Different from normal designs, where the tokens are kept in backend to authenticate with other resources, CV3 keeps the tokens in the front end. This is due to the fact that all authorization is independent of the OIDC service, and the tokens are only with minimal scopes. This way, the backend is kept RESTful, and can potentially be used with any other tools or interface that can provide the correct tokens.

Service account role

CV3 backend requires a service account to perform elevated privilege operations inside KeyCloak. There are two reasons for this:

  • This allows the user token to have minimal scopes, because backend does not need it to authenticate with KeyCloak and perform operations.

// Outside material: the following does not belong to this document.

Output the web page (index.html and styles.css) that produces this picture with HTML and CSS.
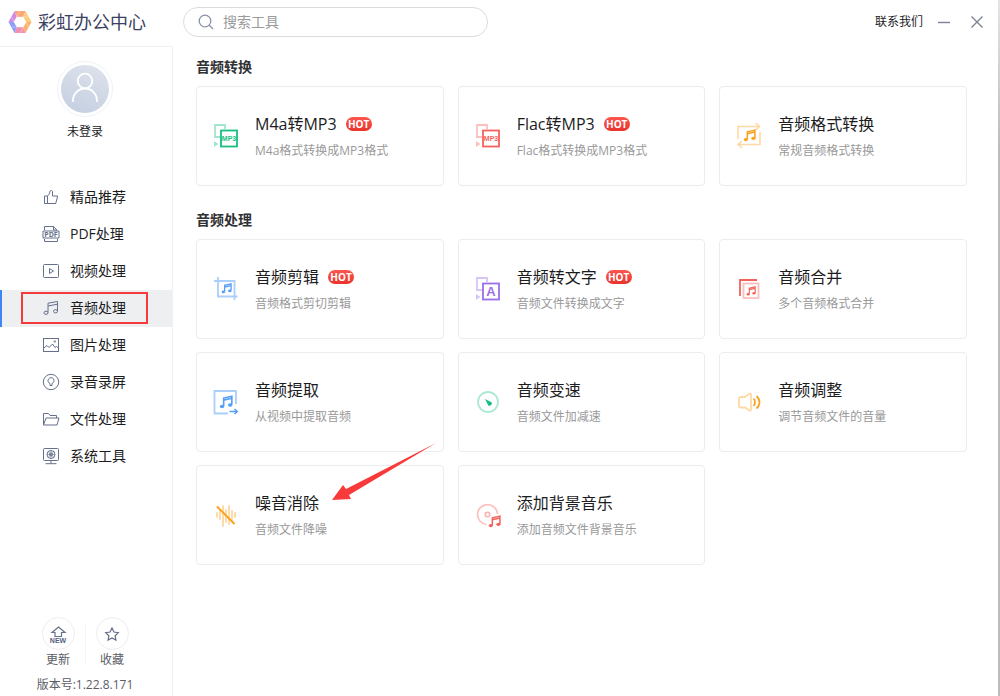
FILE: index.html
```html
<!DOCTYPE html>
<html lang="zh-CN">
<head>
<meta charset="utf-8">
<meta name="viewport" content="width=device-width, initial-scale=1">
<title>彩虹办公中心</title>
<link rel="stylesheet" href="styles.css">
</head>
<body>
<svg class="defs" aria-hidden="true">
  <symbol id="note" viewBox="0 0 12 12">
    <path d="M4 9.4V2.6L11 1v7.2M4 4.4l7-1.6" fill="none" stroke="currentColor" stroke-width="1.4"/>
    <ellipse cx="2.6" cy="9.8" rx="1.9" ry="1.5" fill="currentColor"/>
    <ellipse cx="9.6" cy="8.6" rx="1.9" ry="1.5" fill="currentColor"/>
  </symbol>
  <symbol id="convert" viewBox="0 0 26 26">
    <path d="M7 14H2V2h10v4" fill="none" stroke="currentColor" stroke-width="1.8" opacity=".4"/>
    <path d="M1 18l4.500 3L1 24z" fill="currentColor" opacity=".4"/>
    <rect x="8" y="7.500" width="16" height="16" fill="none" stroke="currentColor" stroke-width="1.800"/>
  </symbol>
</svg>
<div class="app">
  <aside class="sidebar">
    <div class="brand">
      <svg class="brand-logo" viewBox="0 0 24 24" aria-hidden="true">
        <path d="M6.500 1h11L15 7H9z" fill="#fba57a"/>
        <path d="M17.500 1l6 11H18L15 7z" fill="#fccb76"/>
        <path d="M23.500 12l-6 11L15 17l3-5z" fill="#fbb36c"/>
        <path d="M17.500 23h-11L9 17h6z" fill="#f58fb0"/>
        <path d="M6.500 23l-6-11H6l3 5z" fill="#8f9ff5"/>
        <path d="M.5 12l6-11L9 7l-3 5z" fill="#d18be0"/>
        <path d="M6 12l5.500-11M9 7h11M15 7l5.500 10M18 12l-5.500 11M15 17H4M9 17L3.500 7" fill="none" stroke="#fff" stroke-width=".5" opacity=".7"/>
        <path d="M9 7h6l3 5-3 5H9l-3-5z" fill="#fff"/>
      </svg>
      <span class="brand-name">彩虹办公中心</span>
    </div>
    <div class="panel">
      <button class="account" type="button">
        <span class="avatar">
          <svg viewBox="0 0 48 48" aria-hidden="true"><g fill="none" stroke="#fff" stroke-width="1.800"><circle cx="24" cy="16" r="7.300"/><path d="M12 37v-1.500a12 12 0 0 1 24 0V37"/></g></svg>
        </span>
        <span>未登录</span>
      </button>
      <nav class="nav">
        <a class="nav-item" href="#featured"><svg viewBox="0 0 18 18" aria-hidden="true"><path d="M2.500 8v7.500h11.200l2-7.500H10.500V3.600C10.500 2.600 8.600 2 8 3c-.3 3-1.500 4-2.500 5zM5.500 8v7.500"/></svg>精品推荐</a>
        <a class="nav-item" href="#pdf"><svg viewBox="0 0 18 18" aria-hidden="true"><path d="M2.500 5V1.500h9L15 5M11.500 1.500V5H15M2.500 14v2.500h13V14M1 6h16M1 13h16M1 6v7M17 6v7"/><text class="pdf-text" x="9" y="12">PDF</text></svg>PDF处理</a>
        <a class="nav-item" href="#video"><svg viewBox="0 0 18 18" aria-hidden="true"><rect x="1.500" y="2.500" width="15" height="13" rx="1"/><path d="M7.500 6.500v5l4-2.500z"/></svg>视频处理</a>
        <a class="nav-item is-active" href="#audio" aria-current="page"><svg viewBox="0 0 18 18" aria-hidden="true"><path d="M6 13.500V4.200L15.500 2.500v9.600M6 7l9.500-1.800"/><ellipse cx="4" cy="13.800" rx="2" ry="1.600"/><ellipse cx="13.500" cy="12.300" rx="2" ry="1.600"/></svg>音频处理</a>
        <a class="nav-item" href="#image"><svg viewBox="0 0 18 18" aria-hidden="true"><rect x="1.500" y="2.500" width="15" height="13"/><path d="M2 12l3-2.500 2 2L10.500 8l2.500 3.500 1.500-1 2 1.500"/><circle cx="12.800" cy="5.500" r=".7"/></svg>图片处理</a>
        <a class="nav-item" href="#record"><svg viewBox="0 0 18 18" aria-hidden="true"><circle cx="9" cy="9" r="7.700"/><path d="M8 10.500a3 3 0 1 1 2 0v2H8z"/></svg>录音录屏</a>
        <a class="nav-item" href="#file"><svg viewBox="0 0 18 18" aria-hidden="true"><path d="M1.500 15V3.500h5l1.500 2h6.500V8M1.500 15L4 8h13l-2 7z"/></svg>文件处理</a>
        <a class="nav-item" href="#system"><svg viewBox="0 0 18 18" aria-hidden="true"><rect x="1.500" y="1.500" width="15" height="12" rx="1"/><path d="M9 13.500v3M3.500 16.700h11"/><circle cx="9" cy="7.500" r="4"/><circle cx="9" cy="7.500" r="1.500"/><path d="M5 7.500h8M9 3.500v8M6.200 4.700l5.600 5.600M11.800 4.700l-5.600 5.600" stroke-width=".6"/></svg>系统工具</a>
      </nav>
      <div class="foot">
        <div class="foot-actions">
          <button class="foot-action" type="button"><span class="foot-icon"><svg viewBox="0 0 20 20" aria-hidden="true"><path d="M7 12.500V8.500H4L10.500 3 17 8.500h-3.500v4z"/><text class="new-text" x="10" y="19">NEW</text></svg></span>更新</button>
          <span class="foot-divider"></span>
          <button class="foot-action" type="button"><span class="foot-icon"><svg viewBox="0 0 20 20" aria-hidden="true"><path d="M10 4l1.900 4 4.400.6-3.200 3.100.8 4.400-3.900-2.100-3.900 2.100.8-4.400-3.200-3.100L8.100 8z"/></svg></span>收藏</button>
        </div>
        <div class="version">版本号:1.22.8.171</div>
      </div>
    </div>
  </aside>
  <main class="main">
    <header class="topbar">
      <label class="search">
        <svg viewBox="0 0 16 16" aria-hidden="true"><circle cx="7" cy="7" r="5.800"/><path d="M11 11l4 4"/></svg>
        <input type="search" placeholder="搜索工具" aria-label="搜索工具">
      </label>
      <a class="contact" href="#contact">联系我们</a>
      <button class="window-button" type="button" aria-label="最小化"><svg viewBox="0 0 14 14" aria-hidden="true"><path d="M1 7.500h12"/></svg></button>
      <button class="window-button" type="button" aria-label="关闭"><svg viewBox="0 0 14 14" aria-hidden="true"><path d="M1.500 1.500l11 11M12.500 1.500l-11 11"/></svg></button>
    </header>
    <div class="content">
      <section class="group">
        <h2>音频转换</h2>
        <div class="cards">
          <a class="card" href="#m4a"><svg class="card-icon green" viewBox="0 0 26 26" aria-hidden="true"><use href="#convert"/><text class="mp3-text" x="16" y="18">MP3</text></svg><span class="card-text"><span class="card-title">M4a转MP3<span class="hot">HOT</span></span><span class="card-desc">M4a格式转换成MP3格式</span></span></a>
          <a class="card" href="#flac"><svg class="card-icon red" viewBox="0 0 26 26" aria-hidden="true"><use href="#convert"/><text class="mp3-text" x="16" y="18">MP3</text></svg><span class="card-text"><span class="card-title">Flac转MP3<span class="hot">HOT</span></span><span class="card-desc">Flac格式转换成MP3格式</span></span></a>
          <a class="card" href="#format"><svg class="card-icon orange" viewBox="0 0 26 26" aria-hidden="true"><path d="M2 16V3.500h21M19.500 0l4 3.500-4 3.500M24 9v12.500H2M6 18l-4 3.500L6 25" fill="none" stroke="currentColor" stroke-width="1.600" opacity=".4"/><use href="#note" x="7" y="6" width="13" height="13"/></svg><span class="card-text"><span class="card-title">音频格式转换</span><span class="card-desc">常规音频格式转换</span></span></a>
        </div>
      </section>
      <section class="group">
        <h2>音频处理</h2>
        <div class="cards">
          <a class="card" href="#cut"><svg class="card-icon blue" viewBox="0 0 26 26" aria-hidden="true"><path d="M1 5h20.500v19M5 1v19.500h19.500" fill="none" stroke="currentColor" stroke-width="1.800" opacity=".5"/><use href="#note" x="8" y="7" width="11" height="11"/></svg><span class="card-text"><span class="card-title">音频剪辑<span class="hot">HOT</span></span><span class="card-desc">音频格式剪切剪辑</span></span></a>
          <a class="card" href="#text"><svg class="card-icon purple" viewBox="0 0 26 26" aria-hidden="true"><use href="#convert"/><text class="letter-text" x="16" y="20">A</text></svg><span class="card-text"><span class="card-title">音频转文字<span class="hot">HOT</span></span><span class="card-desc">音频文件转换成文字</span></span></a>
          <a class="card" href="#merge"><svg class="card-icon red" viewBox="0 0 26 26" aria-hidden="true"><path d="M4 20V4h17" fill="none" stroke="currentColor" stroke-width="1.800"/><rect x="7.500" y="7.500" width="15" height="14.500" fill="none" stroke="currentColor" stroke-width="1.800" opacity=".4"/><use href="#note" x="10" y="10" width="10" height="10"/></svg><span class="card-text"><span class="card-title">音频合并</span><span class="card-desc">多个音频格式合并</span></span></a>
          <a class="card" href="#extract"><svg class="card-icon blue" viewBox="0 0 26 26" aria-hidden="true"><path d="M23 15V2H1.500v22.500H15" fill="none" stroke="currentColor" stroke-width="1.800" opacity=".5"/><path d="M16.500 22.500h7M21.500 20l2.800 2.500-2.800 2.500" fill="none" stroke="currentColor" stroke-width="1.500"/><use href="#note" x="6" y="6" width="14" height="14"/></svg><span class="card-text"><span class="card-title">音频提取</span><span class="card-desc">从视频中提取音频</span></span></a>
          <a class="card" href="#speed"><svg class="card-icon green" viewBox="0 0 26 26" aria-hidden="true"><circle cx="13" cy="13" r="10" fill="none" stroke="currentColor" stroke-width="1.800" opacity=".35"/><path d="M10 10l6.500 3.200c1.500 1.700-1.500 4.600-3.200 3.200z" fill="currentColor"/></svg><span class="card-text"><span class="card-title">音频变速</span><span class="card-desc">音频文件加减速</span></span></a>
          <a class="card" href="#volume"><svg class="card-icon orange" viewBox="0 0 26 26" aria-hidden="true"><path d="M3 9.500c0-1 .5-1.500 1.500-1.500H9l4.500-3.500c1-.5 1.500 0 1.500 1v15c0 1-.5 1.500-1.500 1L9 18.500H4.500c-1 0-1.500-.5-1.500-1.500z" fill="none" stroke="currentColor" stroke-width="1.800" opacity=".4"/><path d="M17.500 9.500c2 2 2 5.500 0 7.500M20.500 7c4 3.500 4 9 0 12.500" fill="none" stroke="currentColor" stroke-width="1.700"/></svg><span class="card-text"><span class="card-title">音频调整</span><span class="card-desc">调节音频文件的音量</span></span></a>
          <a class="card" href="#denoise"><svg class="card-icon orange" viewBox="0 0 26 26" aria-hidden="true"><path d="M4 11v4M7 8v9M10 4v20M13 8v12M16 4v18M19 9v10M22 11v4" fill="none" stroke="currentColor" stroke-width="1.900" stroke-linecap="round" opacity=".4"/><path d="M4.500 5L21 21.500" stroke="currentColor" stroke-width="1.900" stroke-linecap="round"/></svg><span class="card-text"><span class="card-title">噪音消除</span><span class="card-desc">音频文件降噪</span></span><svg class="arrow" viewBox="0 0 104 58" aria-hidden="true"><path d="M0 57L11 42l3 4L104 0 17 52l2 4z"/></svg></a>
          <a class="card" href="#background"><svg class="card-icon red" viewBox="0 0 26 26" aria-hidden="true"><path d="M11.500 22.500A10 10 0 1 1 22.500 12" fill="none" stroke="currentColor" stroke-width="1.700" opacity=".4"/><circle cx="12.500" cy="12.500" r="2.300" fill="none" stroke="currentColor" stroke-width="1.500" opacity=".5"/><use href="#note" x="13" y="13" width="13" height="13"/></svg><span class="card-text"><span class="card-title">添加背景音乐</span><span class="card-desc">添加音频文件背景音乐</span></span></a>
        </div>
      </section>
    </div>
  </main>
  <div class="window-edge"></div>
</div>
</body>
</html>
```
FILE: styles.css
```css
* { box-sizing: border-box; }

body {
  margin: 0;
  font-family: "Open Sans", "Noto Sans CJK SC", sans-serif;
  font-size: 12px;
  line-height: 18px;
  color: #1c1c1e;
  background: #fff;
}

a { color: inherit; text-decoration: none; }

button {
  padding: 0;
  border: 0;
  background: none;
  font: inherit;
  color: inherit;
  cursor: pointer;
}

.defs { position: absolute; width: 0; height: 0; }

.app {
  display: grid;
  grid-template-columns: 173px 1fr 2px;
  min-height: 100vh;
}

/* Sidebar */
.sidebar { display: flex; flex-direction: column; }

.brand {
  display: flex;
  align-items: center;
  gap: 6px;
  height: 46px;
  padding: 0 0 2px 8px;
}
.brand-logo { width: 24px; height: 24px; }
.brand-name { font-size: 18px; line-height: 26px; color: #3b4261; }

.panel {
  flex: 1;
  display: flex;
  flex-direction: column;
  border-top: 1px solid #f0f0f2;
  border-right: 1px solid #f0f0f2;
}

.account {
  display: flex;
  flex-direction: column;
  align-items: center;
  gap: 6px;
  margin: 14px 2px 0 0;
}
.avatar {
  width: 56px;
  height: 56px;
  padding: 3px;
  border: 1px solid #f0f2f6;
  border-radius: 50%;
}
.avatar svg {
  display: block;
  width: 48px;
  height: 48px;
  border-radius: 50%;
  background: linear-gradient(20deg, #c3cee0, #dfe3ec);
}

.nav { margin-top: 38px; }
.nav-item {
  position: relative;
  display: flex;
  align-items: center;
  gap: 10px;
  height: 37px;
  padding: 0 0 1px 42px;
  font-size: 14px;
}
.nav-item svg {
  width: 18px;
  height: 18px;
  fill: none;
  stroke: #65708c;
}
.nav-item .pdf-text {
  font-size: 7px;
  font-weight: 700;
  text-anchor: middle;
  fill: #65708c;
  stroke: none;
}
.nav-item.is-active {
  background: #eeeff1;
  box-shadow: inset 2px 0 #3f85f5;
}
.nav-item.is-active::after {
  content: "";
  position: absolute;
  inset: 2px 24px 3px 21px;
  border: 2px solid #f53b3c;
}

.foot { margin-top: auto; padding: 0 2px 2px 0; color: #5a5d66; }
.foot-actions {
  display: flex;
  align-items: center;
  justify-content: center;
  gap: 10px;
}
.foot-action {
  display: flex;
  flex-direction: column;
  align-items: center;
  gap: 1px;
}
.foot-icon {
  display: grid;
  place-items: center;
  width: 33px;
  height: 33px;
  border: 1px solid #ededf0;
  border-radius: 50%;
}
.foot-icon svg {
  width: 20px;
  height: 20px;
  fill: none;
  stroke: #65708c;
  stroke-width: 1.2;
}
.foot-icon .new-text {
  font: 700 7px "Liberation Sans", sans-serif;
  text-anchor: middle;
  fill: #56617f;
  stroke: none;
}
.foot-divider { width: 1px; height: 40px; background: #f4f4f6; }
.version { margin-top: 7px; text-align: center; }

/* Main area */
.main { min-width: 0; }

.topbar {
  display: flex;
  align-items: center;
  height: 43px;
  padding: 0 14px 0 10px;
}
.search {
  display: flex;
  align-items: center;
  gap: 9px;
  width: 305px;
  height: 30px;
  margin-right: auto;
  padding: 0 14px;
  border: 1px solid #dcdcde;
  border-radius: 15px;
}
.search svg {
  width: 16px;
  height: 16px;
  fill: none;
  stroke: #8a93ab;
  stroke-width: 1.3;
}
.search input {
  flex: 1;
  min-width: 0;
  padding: 0;
  border: 0;
  outline: 0;
  background: none;
  font: inherit;
  font-size: 14px;
}
.search input::placeholder { color: #9a9a9a; opacity: 1; }
.contact { margin-right: 14px; }
.window-button { width: 14px; height: 14px; }
.window-button + .window-button { margin-left: 19px; }
.window-button svg {
  display: block;
  fill: none;
  stroke: #7d8494;
  stroke-width: 1.4;
}

.content { padding: 14px 31px 30px 23px; }
.group + .group { margin-top: 24px; }
.group h2 {
  margin: 0 0 9px;
  font-size: 14px;
  line-height: 20px;
  font-weight: 700;
  color: #303133;
}
.cards {
  display: grid;
  grid-template-columns: repeat(3, 1fr);
  gap: 13px 14px;
}
.card {
  position: relative;
  display: flex;
  align-items: center;
  gap: 16px;
  min-height: 100px;
  padding: 0 16px;
  border: 1px solid #ececee;
  border-radius: 4px;
}
.card-icon { flex: none; width: 26px; height: 26px; }
.card-text { display: flex; flex-direction: column; gap: 6px; }
.card-title {
  display: flex;
  align-items: center;
  gap: 9px;
  font-size: 16px;
  line-height: 24px;
}
.card-desc { color: #999; }
.hot {
  width: 26px;
  height: 14px;
  border-radius: 7px;
  background: linear-gradient(#fb5750, #e8342c);
  font-size: 10px;
  line-height: 14px;
  font-weight: 700;
  text-align: center;
  color: #fff;
}

.green { color: #16bf80; }
.red { color: #f4625d; }
.orange { color: #fba01d; }
.blue { color: #559ff8; }
.purple { color: #9b6fe8; }

.mp3-text {
  font: 700 7px "Liberation Sans", sans-serif;
  text-anchor: middle;
  fill: currentColor;
}
.letter-text {
  font: 700 13px "Liberation Sans", sans-serif;
  text-anchor: middle;
  fill: currentColor;
}

.arrow {
  position: absolute;
  top: -23px;
  left: 135px;
  z-index: 1;
  width: 104px;
  height: 58px;
  fill: #f93a3a;
}

.window-edge { background: linear-gradient(#e4e4e4, #bcbcbc 150px); }
```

  • This allows the backend to perform operations outside the context of a request, and do some background tasks.

Token exchange

CV3 utilizes token exchange service to translate the token into another realm, or to expand the audience of the token, allowing introspection in another client. This is to facilitate the federated nature of the user authentication in the federated network model. This feature needs to be enabled explicitly in KeyCloak, by rebuilding the server with this function enabled. This also contributes to the reason why KeyCloak is necessary, and another OIDC provider will not work with CV3.

Service account roles

The service account bound to the client used by CV3 needs to have certain roles to allow CV3 to manage certain resources on KeyCloak. Specifically, they are:

view-users

CV3 needs to see all the users in this realm. This is due to the fact that any user registered with any other instance of CV3, that is in the same realm, could potentially send a query to this instance. Thus, this instance needs to know in advance what users are there, and allows the admins to grant them permissions in advance. This is different from the V2 user management model, where each instance only cares about users in a local database.

manage-users

CV3 needs to be able to create users, and update their information. This allows admins to create users directly inside the admin interface, and to update the affiliation information stored in KeyCloak.

read-token

CV3 needs to be able to read the token of a user, to be able to perform token exchange. This is to allow the backend to translate the token into another realm, or to expand the audience of the token, allowing introspection in another client. This is to facilitate the federated nature of the user authentication, in the federated network model.

manage-account

This allows CV3 to manage its own service account. The service account has an email address, used as the primary admin email. The CV3 instances, or the CVA tool can send email to this address to alert admins for events. This has to be updated accordingly.

create-client, manage-clients, view-clients and manage-realm

These roles are only necessary if the nexus mode is enabled inside the config file. The nexus mode requires CV3 instance to create credentials for CV2 instances, thus it needs to be able to see, create and manage all clients inside this realm. Use this permission with care, as a mistake can potentially affect the clients not just for CV2, but for other applications. It's recommended to create only one instance of CV3 with nexus mode enabled, and use that instance to manage all the CV2 instances in this realm. This is a hard limit in CVA tool.